The Best The Office, Season 6, Episode 9 Quotes

Creed: Something's up. That paper was never supposed to arrive.

Pam: Michael's been trying to get Jim and me to hang out ever since he started dating my mom. I don't know. I really hoped this thing would just die out, but today he's planning a birthday lunch for my mom and we have to go. No way out. No way out.

Pam: Why did I get in the car? I could have struggled. I have a whistle in my purse and I didn't even blow it.

[telling the office how Michael gave her her birthday necklace]
Helene: He put it around my neck while I was still asleep this morning. Nice way to wake up.
Michael: Yeah. The rest of the story has been censored due to inappropriocity.
Kevin: Because of sex?
Pam: Kevin!
Michael: Hey, please, Kevin. You're fired.

Andy: You give me a gift, bam, thank-you note. You invite me somewhere, pow, RSVP. You do me a favor, wham, favor returned. Do not test my politeness.

Michael: As I watched Pam's big, strong hand coming towards my face, I saw my entire life flash before my eyes. And guess what? I have four kids. And I have a hover car and a hover house. And my wife is a runner, and it shows. And Pam and Jim are my best friends, and our kids play together. And I'm happy. And I am rich and I never die. It doesn't sound like much, but it's enough for me.

Toby: Pam, can I talk to you for a second?
Pam: Oh.
Toby: Um, I heard about the hit. Just be sure that it's off company property, right?
Pam: Right.
Toby: Yeah okay. I think we should be okay.
Pam: Okay.
Toby: Okay. And... the - the - the power comes from the back foot.
[demonstrates how to throw a punch]
Toby: So it's - it's all one motion thorough the body. So there's- you stay a little low. And there's a twist. You keep your shoulder down. You kind of throw out the arm. Pow!

- Okay.
- You owe me.
- Can't a guy just buy some bagels for his friends, so they'll owe him a favor which he can use to get someone fired who stole a co-manager position from him anymore?
- Jeez, when did everyone get so cynical?

Dwight: [to camera crew] Can't a guy just buy some bagels for his friends, so they'll owe him a favor which he can use to get someone fired who stole a co-manager position from him anymore? Jeez, when did everyone get so cynical?

Michael: Who is kafkaesque? I've never- I don't know him.
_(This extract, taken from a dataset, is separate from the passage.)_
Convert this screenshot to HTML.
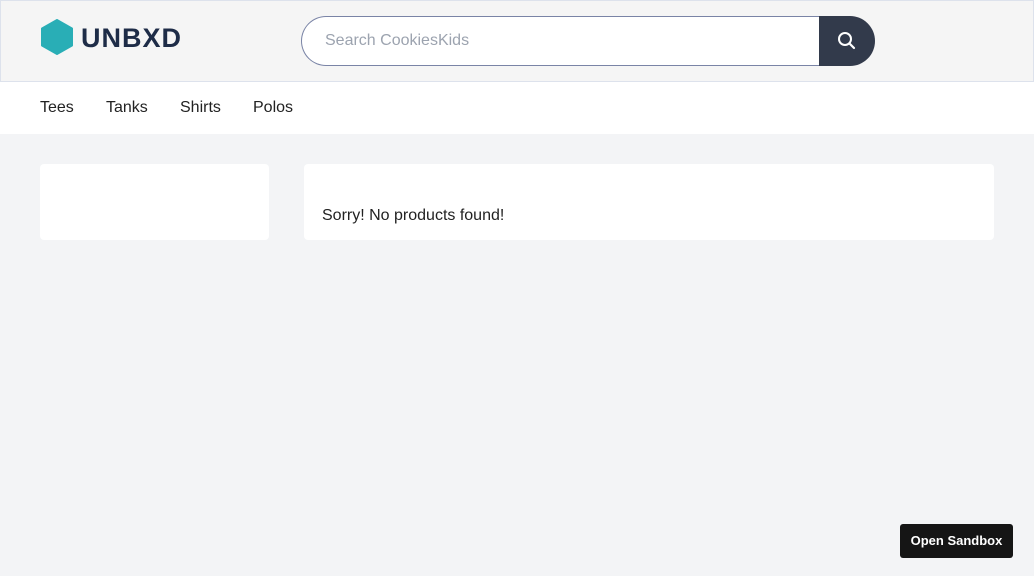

Dwight: What's going on in here?
Oscar: Andy bought lunch.
Dwight: Oh, no, really?
Andy: Yep, yep. Took a page right out of the old Schrute book of niceness.
Dwight: There is no book; there's only a survival guide.

- Okay, so...
- And I want kids.
- And you, unfortunately, have already completed that part of your journey down there. Michael.
- It's not my decision, it's mother nature.